→ EXERCISE INSTRUCTIONS
Pull out every line below containing the word "styles".

=-=-=-=-=

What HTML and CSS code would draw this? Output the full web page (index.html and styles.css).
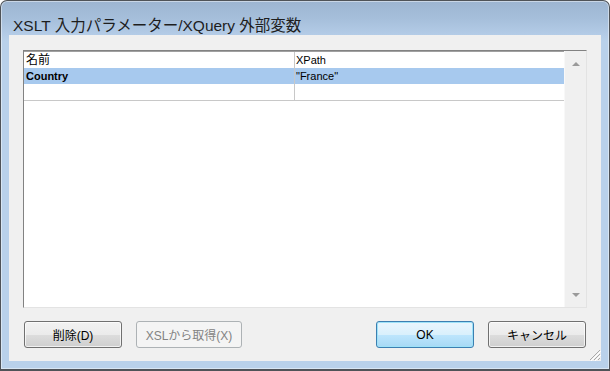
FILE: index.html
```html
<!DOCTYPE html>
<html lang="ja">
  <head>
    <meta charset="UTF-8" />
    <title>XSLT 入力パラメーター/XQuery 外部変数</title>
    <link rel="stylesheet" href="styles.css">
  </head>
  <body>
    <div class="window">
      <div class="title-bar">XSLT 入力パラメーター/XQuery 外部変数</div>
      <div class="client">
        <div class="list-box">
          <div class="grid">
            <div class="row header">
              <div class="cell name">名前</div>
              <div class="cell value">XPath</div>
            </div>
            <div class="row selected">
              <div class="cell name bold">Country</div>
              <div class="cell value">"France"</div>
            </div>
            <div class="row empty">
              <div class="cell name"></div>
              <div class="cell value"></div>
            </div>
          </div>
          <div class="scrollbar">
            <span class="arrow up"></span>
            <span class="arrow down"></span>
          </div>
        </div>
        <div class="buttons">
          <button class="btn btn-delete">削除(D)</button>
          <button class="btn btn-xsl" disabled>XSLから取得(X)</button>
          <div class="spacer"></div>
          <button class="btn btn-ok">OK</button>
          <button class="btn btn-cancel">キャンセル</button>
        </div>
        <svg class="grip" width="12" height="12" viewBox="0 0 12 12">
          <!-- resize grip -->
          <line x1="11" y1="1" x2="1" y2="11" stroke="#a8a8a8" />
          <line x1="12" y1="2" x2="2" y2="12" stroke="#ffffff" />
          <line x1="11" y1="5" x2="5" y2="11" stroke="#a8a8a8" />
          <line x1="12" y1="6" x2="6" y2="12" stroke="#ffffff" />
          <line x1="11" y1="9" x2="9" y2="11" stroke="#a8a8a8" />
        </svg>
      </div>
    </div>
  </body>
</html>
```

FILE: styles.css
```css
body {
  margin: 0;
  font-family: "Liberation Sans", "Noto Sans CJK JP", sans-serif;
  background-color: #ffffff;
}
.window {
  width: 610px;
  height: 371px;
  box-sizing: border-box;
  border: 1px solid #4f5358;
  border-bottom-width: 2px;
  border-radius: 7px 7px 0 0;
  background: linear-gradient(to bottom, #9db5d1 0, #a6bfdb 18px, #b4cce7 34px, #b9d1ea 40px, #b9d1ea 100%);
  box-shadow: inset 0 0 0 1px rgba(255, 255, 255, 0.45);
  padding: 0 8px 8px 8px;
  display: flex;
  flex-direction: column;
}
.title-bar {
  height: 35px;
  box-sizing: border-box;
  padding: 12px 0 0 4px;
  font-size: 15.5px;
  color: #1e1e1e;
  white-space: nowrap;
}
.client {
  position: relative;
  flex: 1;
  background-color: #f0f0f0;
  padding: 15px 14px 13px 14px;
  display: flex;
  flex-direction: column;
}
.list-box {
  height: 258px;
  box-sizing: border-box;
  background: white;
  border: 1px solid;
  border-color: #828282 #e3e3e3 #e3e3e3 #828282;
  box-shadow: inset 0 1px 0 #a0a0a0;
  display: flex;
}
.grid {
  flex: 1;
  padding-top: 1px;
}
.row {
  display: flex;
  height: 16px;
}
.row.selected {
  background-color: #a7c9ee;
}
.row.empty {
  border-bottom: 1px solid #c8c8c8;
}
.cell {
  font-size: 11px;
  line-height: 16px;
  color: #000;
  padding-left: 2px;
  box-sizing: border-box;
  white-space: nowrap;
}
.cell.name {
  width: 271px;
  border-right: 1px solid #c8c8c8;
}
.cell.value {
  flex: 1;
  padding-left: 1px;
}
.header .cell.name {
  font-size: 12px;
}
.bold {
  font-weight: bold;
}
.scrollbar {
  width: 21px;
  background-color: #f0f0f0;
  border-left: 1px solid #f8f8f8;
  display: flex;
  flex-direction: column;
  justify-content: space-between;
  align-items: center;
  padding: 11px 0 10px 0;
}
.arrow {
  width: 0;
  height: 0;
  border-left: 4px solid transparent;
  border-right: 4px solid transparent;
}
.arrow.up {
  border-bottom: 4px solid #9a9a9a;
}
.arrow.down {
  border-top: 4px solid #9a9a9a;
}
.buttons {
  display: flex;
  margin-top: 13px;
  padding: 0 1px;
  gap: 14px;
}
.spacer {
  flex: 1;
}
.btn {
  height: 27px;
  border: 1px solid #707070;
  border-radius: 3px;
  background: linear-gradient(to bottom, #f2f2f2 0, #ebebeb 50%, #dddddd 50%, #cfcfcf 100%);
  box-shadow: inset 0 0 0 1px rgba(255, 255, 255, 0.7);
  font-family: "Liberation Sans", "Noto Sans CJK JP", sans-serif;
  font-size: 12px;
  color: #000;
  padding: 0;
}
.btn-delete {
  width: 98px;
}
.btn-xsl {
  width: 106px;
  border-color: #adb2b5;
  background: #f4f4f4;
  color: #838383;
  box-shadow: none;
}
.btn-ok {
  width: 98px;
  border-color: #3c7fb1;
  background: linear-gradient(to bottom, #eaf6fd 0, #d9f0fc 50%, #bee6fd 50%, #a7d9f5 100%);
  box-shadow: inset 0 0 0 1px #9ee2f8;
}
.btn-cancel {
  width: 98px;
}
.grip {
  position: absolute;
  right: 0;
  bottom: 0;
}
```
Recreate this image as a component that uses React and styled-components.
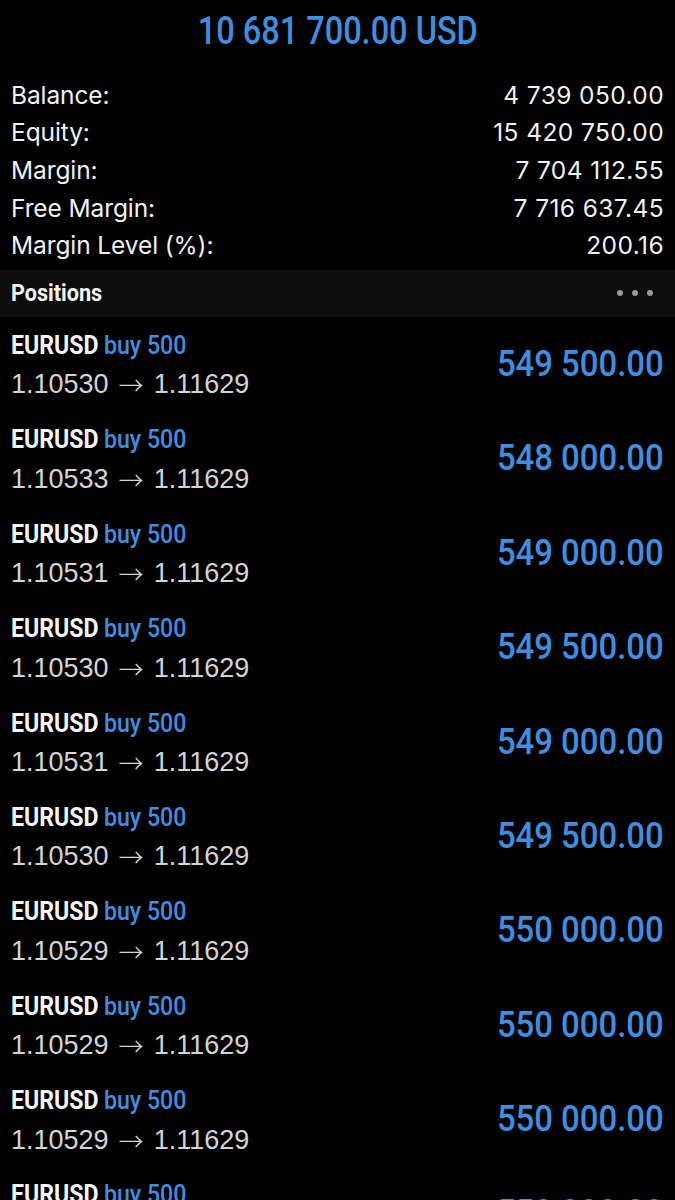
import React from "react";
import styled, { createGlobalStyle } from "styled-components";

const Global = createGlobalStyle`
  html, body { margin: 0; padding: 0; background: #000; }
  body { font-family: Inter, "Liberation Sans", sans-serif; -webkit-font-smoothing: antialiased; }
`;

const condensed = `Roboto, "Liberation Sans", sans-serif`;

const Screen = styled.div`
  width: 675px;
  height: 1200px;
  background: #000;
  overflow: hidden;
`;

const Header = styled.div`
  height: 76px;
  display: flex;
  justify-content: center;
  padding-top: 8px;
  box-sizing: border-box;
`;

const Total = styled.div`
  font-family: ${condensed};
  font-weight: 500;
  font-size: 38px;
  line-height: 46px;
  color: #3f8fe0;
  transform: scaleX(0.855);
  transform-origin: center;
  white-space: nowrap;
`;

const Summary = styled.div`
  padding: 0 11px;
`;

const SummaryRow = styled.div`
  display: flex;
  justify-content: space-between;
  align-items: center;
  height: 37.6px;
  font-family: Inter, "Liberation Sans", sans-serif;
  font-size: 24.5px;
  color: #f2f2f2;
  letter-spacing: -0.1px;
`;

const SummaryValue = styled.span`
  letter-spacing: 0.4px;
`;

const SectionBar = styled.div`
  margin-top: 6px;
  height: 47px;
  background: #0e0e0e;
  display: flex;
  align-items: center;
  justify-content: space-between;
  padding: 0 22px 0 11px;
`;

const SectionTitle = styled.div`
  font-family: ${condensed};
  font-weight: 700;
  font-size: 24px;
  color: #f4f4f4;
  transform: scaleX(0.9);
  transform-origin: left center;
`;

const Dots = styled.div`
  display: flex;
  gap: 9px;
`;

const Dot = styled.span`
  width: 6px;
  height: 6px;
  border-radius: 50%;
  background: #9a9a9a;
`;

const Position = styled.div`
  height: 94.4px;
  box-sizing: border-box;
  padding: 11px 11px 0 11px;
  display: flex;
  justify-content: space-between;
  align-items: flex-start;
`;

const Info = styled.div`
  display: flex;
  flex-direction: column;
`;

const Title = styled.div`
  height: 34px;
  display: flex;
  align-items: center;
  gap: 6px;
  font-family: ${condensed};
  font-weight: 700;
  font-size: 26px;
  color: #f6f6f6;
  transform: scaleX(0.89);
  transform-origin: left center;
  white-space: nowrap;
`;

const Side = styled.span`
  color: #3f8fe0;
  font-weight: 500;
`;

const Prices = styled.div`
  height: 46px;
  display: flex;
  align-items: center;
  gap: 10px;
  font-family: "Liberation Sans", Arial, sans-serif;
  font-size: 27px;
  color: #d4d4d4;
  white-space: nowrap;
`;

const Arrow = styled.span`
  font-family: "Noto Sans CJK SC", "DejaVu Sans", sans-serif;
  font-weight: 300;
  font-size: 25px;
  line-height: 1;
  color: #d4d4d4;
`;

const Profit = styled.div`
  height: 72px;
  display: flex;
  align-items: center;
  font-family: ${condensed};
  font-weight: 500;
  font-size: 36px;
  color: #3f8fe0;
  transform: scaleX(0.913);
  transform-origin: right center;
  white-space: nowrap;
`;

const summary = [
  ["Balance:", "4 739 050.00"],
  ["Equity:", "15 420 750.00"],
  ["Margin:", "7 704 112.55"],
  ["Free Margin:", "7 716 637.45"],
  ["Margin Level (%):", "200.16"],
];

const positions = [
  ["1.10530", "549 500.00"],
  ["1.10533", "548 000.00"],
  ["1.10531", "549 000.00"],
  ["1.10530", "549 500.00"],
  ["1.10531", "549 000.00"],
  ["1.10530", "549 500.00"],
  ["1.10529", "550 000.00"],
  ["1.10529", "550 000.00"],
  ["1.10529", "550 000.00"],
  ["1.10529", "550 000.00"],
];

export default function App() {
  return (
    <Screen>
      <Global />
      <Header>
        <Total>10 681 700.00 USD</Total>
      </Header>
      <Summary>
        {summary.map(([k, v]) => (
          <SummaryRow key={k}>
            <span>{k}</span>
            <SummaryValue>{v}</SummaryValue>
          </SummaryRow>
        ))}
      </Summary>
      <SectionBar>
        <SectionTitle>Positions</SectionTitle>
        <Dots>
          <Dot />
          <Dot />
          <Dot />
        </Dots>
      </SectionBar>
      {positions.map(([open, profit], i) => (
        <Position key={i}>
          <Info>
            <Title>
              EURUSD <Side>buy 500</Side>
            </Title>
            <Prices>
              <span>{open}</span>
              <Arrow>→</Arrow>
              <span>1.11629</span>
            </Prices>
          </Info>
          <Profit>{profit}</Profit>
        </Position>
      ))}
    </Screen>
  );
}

=-=-=-=-=

→ FINISHED EXERCISE
What HTML and CSS code would draw this? Output the full web page (index.html and styles.css).
    <link rel="stylesheet" href="styles.css">
FILE: styles.css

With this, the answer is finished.